WHAT IS REQUIRED:
Identify all lines in the listing that include the word "styles", and copy them out.

- - - -

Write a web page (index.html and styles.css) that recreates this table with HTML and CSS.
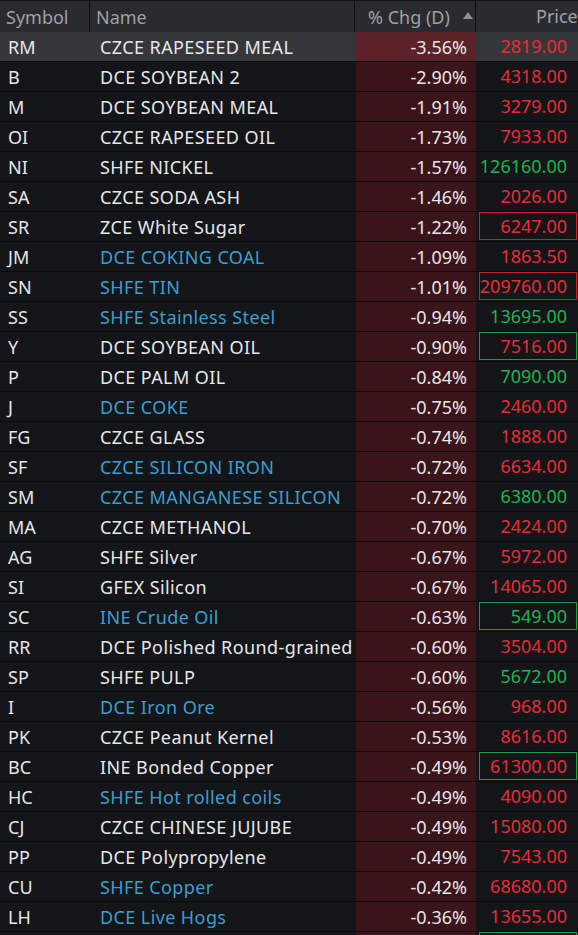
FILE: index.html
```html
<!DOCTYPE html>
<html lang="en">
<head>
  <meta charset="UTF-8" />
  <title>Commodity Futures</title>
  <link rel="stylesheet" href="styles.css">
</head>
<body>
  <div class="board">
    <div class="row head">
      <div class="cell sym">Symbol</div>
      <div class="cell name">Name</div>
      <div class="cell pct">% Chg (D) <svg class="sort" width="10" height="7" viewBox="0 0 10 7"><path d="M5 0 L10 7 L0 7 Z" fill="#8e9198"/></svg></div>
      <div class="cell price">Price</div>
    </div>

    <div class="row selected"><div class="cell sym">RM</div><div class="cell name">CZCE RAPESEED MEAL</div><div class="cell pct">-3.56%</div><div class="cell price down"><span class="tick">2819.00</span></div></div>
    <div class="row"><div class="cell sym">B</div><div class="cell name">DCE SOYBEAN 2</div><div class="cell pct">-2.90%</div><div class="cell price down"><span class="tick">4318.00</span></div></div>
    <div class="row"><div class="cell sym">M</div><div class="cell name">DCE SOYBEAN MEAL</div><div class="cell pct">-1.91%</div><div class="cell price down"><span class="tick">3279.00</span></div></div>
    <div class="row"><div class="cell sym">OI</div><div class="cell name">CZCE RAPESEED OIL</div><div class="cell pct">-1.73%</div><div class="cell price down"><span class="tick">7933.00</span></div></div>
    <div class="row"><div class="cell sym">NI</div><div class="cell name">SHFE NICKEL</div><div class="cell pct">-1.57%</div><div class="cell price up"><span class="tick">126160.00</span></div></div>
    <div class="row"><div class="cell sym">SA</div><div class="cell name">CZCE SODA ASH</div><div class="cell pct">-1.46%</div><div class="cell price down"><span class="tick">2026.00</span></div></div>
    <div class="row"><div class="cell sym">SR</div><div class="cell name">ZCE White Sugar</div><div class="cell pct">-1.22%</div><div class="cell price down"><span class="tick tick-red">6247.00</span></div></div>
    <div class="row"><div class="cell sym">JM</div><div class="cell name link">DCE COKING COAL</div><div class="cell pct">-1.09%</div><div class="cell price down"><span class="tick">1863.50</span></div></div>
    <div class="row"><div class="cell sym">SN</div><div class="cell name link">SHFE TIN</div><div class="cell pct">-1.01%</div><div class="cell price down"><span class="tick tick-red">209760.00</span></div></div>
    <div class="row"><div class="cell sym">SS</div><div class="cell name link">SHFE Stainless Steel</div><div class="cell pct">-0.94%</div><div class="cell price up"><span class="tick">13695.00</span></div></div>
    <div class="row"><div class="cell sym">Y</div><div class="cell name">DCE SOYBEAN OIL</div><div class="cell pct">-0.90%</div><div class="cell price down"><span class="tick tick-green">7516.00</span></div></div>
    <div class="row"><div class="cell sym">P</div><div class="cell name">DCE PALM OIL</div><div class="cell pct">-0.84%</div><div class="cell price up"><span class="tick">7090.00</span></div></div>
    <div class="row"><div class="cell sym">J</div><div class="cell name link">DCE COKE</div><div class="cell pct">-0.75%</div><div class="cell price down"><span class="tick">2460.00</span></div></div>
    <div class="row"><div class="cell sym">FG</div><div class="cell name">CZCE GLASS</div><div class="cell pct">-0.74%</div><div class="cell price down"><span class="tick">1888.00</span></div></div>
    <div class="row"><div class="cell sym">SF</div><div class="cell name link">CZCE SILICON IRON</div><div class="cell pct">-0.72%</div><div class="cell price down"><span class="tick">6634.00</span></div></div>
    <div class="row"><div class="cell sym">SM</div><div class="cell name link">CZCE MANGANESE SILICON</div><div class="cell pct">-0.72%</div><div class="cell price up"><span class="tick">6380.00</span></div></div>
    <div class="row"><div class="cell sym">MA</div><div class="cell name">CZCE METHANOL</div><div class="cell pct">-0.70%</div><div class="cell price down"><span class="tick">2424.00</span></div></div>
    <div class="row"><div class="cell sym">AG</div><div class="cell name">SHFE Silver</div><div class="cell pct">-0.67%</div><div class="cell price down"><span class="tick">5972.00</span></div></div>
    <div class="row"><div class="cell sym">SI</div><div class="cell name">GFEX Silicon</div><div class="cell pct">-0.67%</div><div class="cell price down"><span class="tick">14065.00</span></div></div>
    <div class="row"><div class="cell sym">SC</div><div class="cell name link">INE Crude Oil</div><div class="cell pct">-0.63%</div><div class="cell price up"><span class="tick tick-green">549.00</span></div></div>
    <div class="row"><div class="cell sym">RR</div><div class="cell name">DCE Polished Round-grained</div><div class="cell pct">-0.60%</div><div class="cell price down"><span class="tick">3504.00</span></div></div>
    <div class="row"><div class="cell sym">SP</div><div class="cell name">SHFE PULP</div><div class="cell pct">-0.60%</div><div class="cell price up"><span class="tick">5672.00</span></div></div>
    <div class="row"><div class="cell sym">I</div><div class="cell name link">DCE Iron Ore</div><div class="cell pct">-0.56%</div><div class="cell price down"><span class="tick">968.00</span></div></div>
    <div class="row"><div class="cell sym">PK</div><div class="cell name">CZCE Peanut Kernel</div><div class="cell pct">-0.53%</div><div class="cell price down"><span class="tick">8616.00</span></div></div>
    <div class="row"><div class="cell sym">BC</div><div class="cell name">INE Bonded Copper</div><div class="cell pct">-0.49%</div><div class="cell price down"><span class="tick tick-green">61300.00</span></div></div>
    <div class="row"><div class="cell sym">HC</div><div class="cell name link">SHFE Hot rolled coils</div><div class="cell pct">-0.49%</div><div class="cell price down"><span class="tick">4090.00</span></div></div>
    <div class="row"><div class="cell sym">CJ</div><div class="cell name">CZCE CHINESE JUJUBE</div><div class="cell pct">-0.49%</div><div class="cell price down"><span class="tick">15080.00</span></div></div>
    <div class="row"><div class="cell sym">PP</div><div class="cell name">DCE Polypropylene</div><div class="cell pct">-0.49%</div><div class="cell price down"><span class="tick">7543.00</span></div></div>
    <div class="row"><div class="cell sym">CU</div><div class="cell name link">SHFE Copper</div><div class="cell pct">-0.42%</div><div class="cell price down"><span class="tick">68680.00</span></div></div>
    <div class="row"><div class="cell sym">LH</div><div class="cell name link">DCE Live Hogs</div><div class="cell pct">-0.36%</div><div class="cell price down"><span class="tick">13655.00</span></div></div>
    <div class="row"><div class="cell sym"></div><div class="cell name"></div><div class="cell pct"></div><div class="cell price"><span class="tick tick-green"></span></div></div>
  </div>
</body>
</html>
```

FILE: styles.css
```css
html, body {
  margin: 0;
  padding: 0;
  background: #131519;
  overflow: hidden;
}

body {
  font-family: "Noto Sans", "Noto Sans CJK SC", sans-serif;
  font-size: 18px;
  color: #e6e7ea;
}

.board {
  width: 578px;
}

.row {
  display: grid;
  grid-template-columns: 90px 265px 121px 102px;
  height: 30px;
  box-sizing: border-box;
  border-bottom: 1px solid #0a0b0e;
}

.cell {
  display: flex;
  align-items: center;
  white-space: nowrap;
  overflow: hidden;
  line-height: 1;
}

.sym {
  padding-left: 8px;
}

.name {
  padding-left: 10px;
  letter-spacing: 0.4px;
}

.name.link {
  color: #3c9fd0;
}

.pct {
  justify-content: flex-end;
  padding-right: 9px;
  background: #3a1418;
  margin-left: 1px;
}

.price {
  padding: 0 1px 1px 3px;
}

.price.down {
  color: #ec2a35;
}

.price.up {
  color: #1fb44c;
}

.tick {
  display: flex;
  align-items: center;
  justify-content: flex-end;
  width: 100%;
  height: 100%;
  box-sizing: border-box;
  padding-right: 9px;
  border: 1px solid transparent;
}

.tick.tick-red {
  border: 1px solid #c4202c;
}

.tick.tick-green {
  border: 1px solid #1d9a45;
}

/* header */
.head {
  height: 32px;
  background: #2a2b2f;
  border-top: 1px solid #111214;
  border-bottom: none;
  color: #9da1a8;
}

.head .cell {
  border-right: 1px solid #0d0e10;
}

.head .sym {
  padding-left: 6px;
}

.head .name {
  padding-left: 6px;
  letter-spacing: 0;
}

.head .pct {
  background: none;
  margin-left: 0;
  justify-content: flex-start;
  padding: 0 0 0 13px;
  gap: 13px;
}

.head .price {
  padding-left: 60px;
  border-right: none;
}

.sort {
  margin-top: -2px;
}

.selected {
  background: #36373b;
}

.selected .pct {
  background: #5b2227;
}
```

- - - -

EXERCISE OUTPUT:
Write a web page (index.html and styles.css) that recreates this table with HTML and CSS.
  <link rel="stylesheet" href="styles.css">
FILE: styles.css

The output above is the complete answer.